In 1957 werd een nieuwe kunstbeweging aangekondigd: ZERO. Zoals bij elke zichzelf respecterende avant-gardestroming in de 20e eeuw, ging dat gepaard met een beginselverklaring. Het woord zero, nul, zou staan voor ‘een zone van stilte en van pure mogelijkheden voor een nieuw begin’.
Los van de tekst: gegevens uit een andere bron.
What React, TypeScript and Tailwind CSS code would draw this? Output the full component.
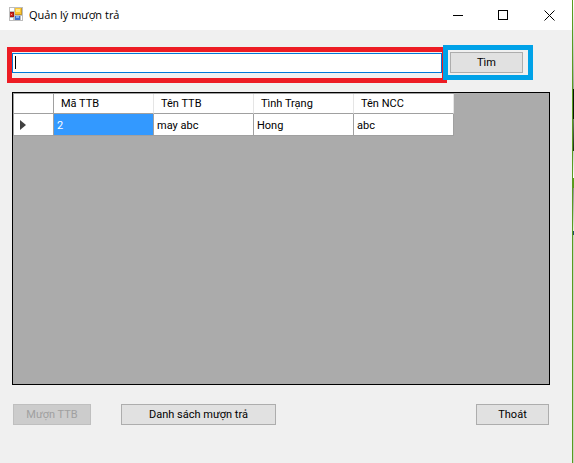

De recente tentoonstelling die aan deze beweging gewijd is, ‘ZERO. Let us explore the stars’, staat in het teken van dat nieuwe begin en verandert het Stedelijk Museum tijdelijk in zo’n zone van mogelijkheden. Na de aanvankelijke verstilling, ontaardt de expositie in een bonte veelheid van verschijningsvormen. Deze nieuwe ZERO-tentoonstelling is pas de tweede Nederlandse presentatie die aan de beweging gewijd is, sinds die in 1965 uit elkaar viel. Van Jan Schoonhoven, Henk Peters en Armando, drie belangrijke Nederlandse vertegenwoordigers, kun je in verschillende musea werk bezichtigen. In de zaalteksten staat vaak iets over Nul of ZERO, maar zeker niet iedereen is goed bekend met die bewegingen. Ze zijn toch minder bekend dan bijvoorbeeld popart of abstract expressionisme, stromingen die wél tot het basispakket van het kunstonderwijs behoren. Gelukkig vertelt ‘Let us explore the stars’ het interessante verhaal van ZERO.

Zonder penseel

Een aantal doeken uit de eerste zaal.
Een aantal doeken uit de eerste zaal.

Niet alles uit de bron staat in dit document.